Now it’s an error, a simple trick of the mind, to reduce these types of fables down into the shallow confines of the mundane and obvious, and ironically, in a way, this becomes the precise point of the fable, for were the mind offers the simple, poorly thought out answer, buffered by the wrongful notion that there is little more to be gained, it has the effect of producing precisely the same result as that dog in the manger. The dog, the mind, can block the way to the experience of bliss because it, an artificial creation meant to corral the All into manageable confines, is itself, by its very nature, completely unequipped to ever grasp the immensity of what it has been trained to guard. You get the idea. From the standpoint of the fable, the dog’s placement in the stable was completely inappropriate, it had no business being there, but then on the other hand it did what was in its nature to do, that much at least was appropriate, it just didn’t belong in that place.
The real benefit of these stories is found in their relationship to the All, their meaning experienced in immersion in the All. If that makes no sense, don’t worry about it. If it does, well then you know what I’m talking about. And from the unitary perspective, from the perspective of the All as experienced through the right hemisphere as Taylor might put it, there is a great depth of meaning and bliss to be found in any of these stories, but then such is the nature of the unitary. Bliss.
After hours of writing I was as energized as I’d been before, delighting in this wonder lifted from the dust of centuries, at the absolute perfection of it all. And I was amused at my reticence, at my silly writer’s block and the way it had stood in the way, knowing, even when I was not there in that place, that it was due to this yapping internal dialog, growling its dark uncertain fears. I tweeted:
This work is such an amazing thing… it occurs 2 me what part procrastination must play that would cause me to stay away. 10:31 PM Sep 21st
And once again I found myself getting up to head out into the nighttime, but this time it was different. This time I wasn’t driven by some ill defined compulsion to step away from the keyboard energized by what I had written, pushed to step out into that shimmering nighttime of possibilities. This time it was different.
Our Shih Tzu was beside himself at the back door. He was clearly agitated. There was something out there in the darkness.
Whatever was out there did not belong, and this wasn’t my imagination. Rama was running back and forth barking. Torn between wanting out, and wanting to hide, Shih Tzu’s are like this, they’re remarkably just there, one moment curious, the next filled with anxiety, vibrating full body in the face of the unknown. Something was out there. Something unafraid to stand right beyond the door, unafraid to make its presence known, capable of doing harm perhaps, if provoked.
I opened the door to step out and caught a glimpse of dogs but I could not make them out in the darkness. This explained the boldness at least, there were two of them. I reached for a flashlight but it was dead. How could that be?
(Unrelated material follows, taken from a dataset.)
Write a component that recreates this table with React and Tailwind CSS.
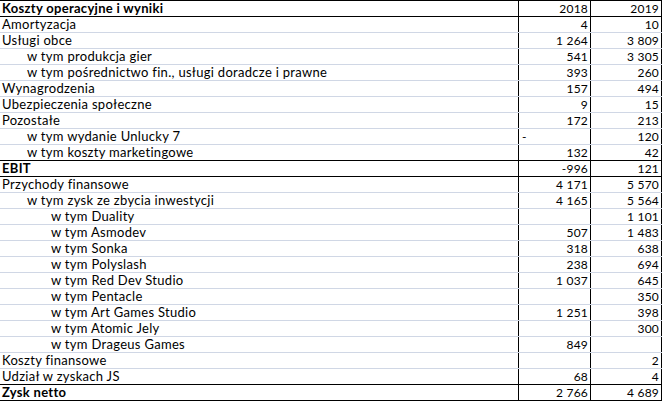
import React from 'react';

const rows = [
  { label: 'Koszty operacyjne i wyniki', a: '2018', b: '2019', bold: true, line: 'dark' },
  { label: 'Amortyzacja', a: '4', b: '10' },
  { label: 'Usługi obce', a: '1 264', b: '3 809' },
  { label: 'w tym produkcja gier', level: 1, a: '541', b: '3 305' },
  { label: 'w tym pośrednictwo fin., usługi doradcze i prawne', level: 1, a: '393', b: '260' },
  { label: 'Wynagrodzenia', a: '157', b: '494' },
  { label: 'Ubezpieczenia społeczne', a: '9', b: '15' },
  { label: 'Pozostałe', a: '172', b: '213' },
  { label: 'w tym wydanie Unlucky 7', level: 1, a: '-', dash: true, b: '120' },
  { label: 'w tym koszty marketingowe', level: 1, a: '132', b: '42', line: 'dark' },
  { label: 'EBIT', a: '-996', b: '121', bold: true, line: 'dark' },
  { label: 'Przychody finansowe', a: '4 171', b: '5 570' },
  { label: 'w tym zysk ze zbycia inwestycji', level: 1, a: '4 165', b: '5 564' },
  { label: 'w tym Duality', level: 2, a: '', b: '1 101' },
  { label: 'w tym Asmodev', level: 2, a: '507', b: '1 483' },
  { label: 'w tym Sonka', level: 2, a: '318', b: '638' },
  { label: 'w tym Polyslash', level: 2, a: '238', b: '694' },
  { label: 'w tym Red Dev Studio', level: 2, a: '1 037', b: '645' },
  { label: 'w tym Pentacle', level: 2, a: '', b: '350' },
  { label: 'w tym Art Games Studio', level: 2, a: '1 251', b: '398' },
  { label: 'w tym Atomic Jely', level: 2, a: '', b: '300' },
  { label: 'w tym Drageus Games', level: 2, a: '849', b: '' },
  { label: 'Koszty finansowe', a: '', b: '2' },
  { label: 'Udział w zyskach JS', a: '68', b: '4', line: 'dark' },
  { label: 'Zysk netto', a: '2 766', b: '4 689', bold: true, line: 'dark' },
];

const indent = ['pl-[2px]', 'pl-[27px]', 'pl-[51px]'];

export default function App() {
  return (
    <div className="w-[663px] h-[401px] bg-white text-black overflow-hidden" style={{ fontFamily: 'Lato, "Liberation Sans", sans-serif' }}>
      <div className="w-[662px] border-t border-black leading-[15px]">
        {rows.map((r, i) => {
          const line = r.line === 'dark' ? 'border-b-black' : 'border-b-[#d0d7e5]';
          return (
            <div key={i} className={`grid grid-cols-[519px_72px_71px] h-[16px] border-b ${line}`}>
              <div className={`border-r border-black whitespace-nowrap overflow-hidden text-[13px] tracking-[0.3px] ${indent[r.level || 0]} ${r.bold ? 'font-bold' : ''}`}>
                {r.label}
              </div>
              <div className={`border-r border-black pr-[2px] text-[12px] tracking-[0.2px] ${r.dash ? 'text-left pl-[3px]' : 'text-right'}`}>
                {r.a}
              </div>
              <div className="border-r border-black pr-[2px] text-[12px] tracking-[0.2px] text-right">{r.b}</div>
            </div>
          );
        })}
      </div>
    </div>
  );
}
Had I forgotten to turn it off? I flipped on the backyard flood lights, and there they were, a pit and a mix, holding their own in the glare, sizing me up, growling, yet confused, as if they knew they were out of place. Perhaps the flood lights caught them off guard. They looked now like children caught out past their bedtime, knowing they should have been asleep in their snug little doggy beds, and yet they still seemed stuck in a mindset that it was I who was intruding on their space.
Now in ten years I have had a stray in our back perhaps only one other time, and that was running through. But now everything was closed. There was no where for them to get in or out and I was baffled at how they had even gotten there. Seeing them standing there was just simply bizarre.
In it’s own way it was a kind of an awkward moment, they didn’t belong there, but there they were, so it seemed appropriate to say something, to talk to them, you know, the way you would with dogs with whom you hadn’t been properly introduced, you try to be firm, but respectful. It was as though they were waiting for me to make the next move, so I politely, firmly, suggested they go back to where ever it was they came from, to stop making nuisances of themselves with all their non-nocturnal neighbors. They offered a couple of unconvincing growls before skulking back into the darkness.
It wasn’t until later the next day that it hit me that once again the universe had offered up it’s own little serendipitous bit of synchronicity… its own uncanny take on the evening’s studies. Dogs? What the heck was going on? Was I on to something?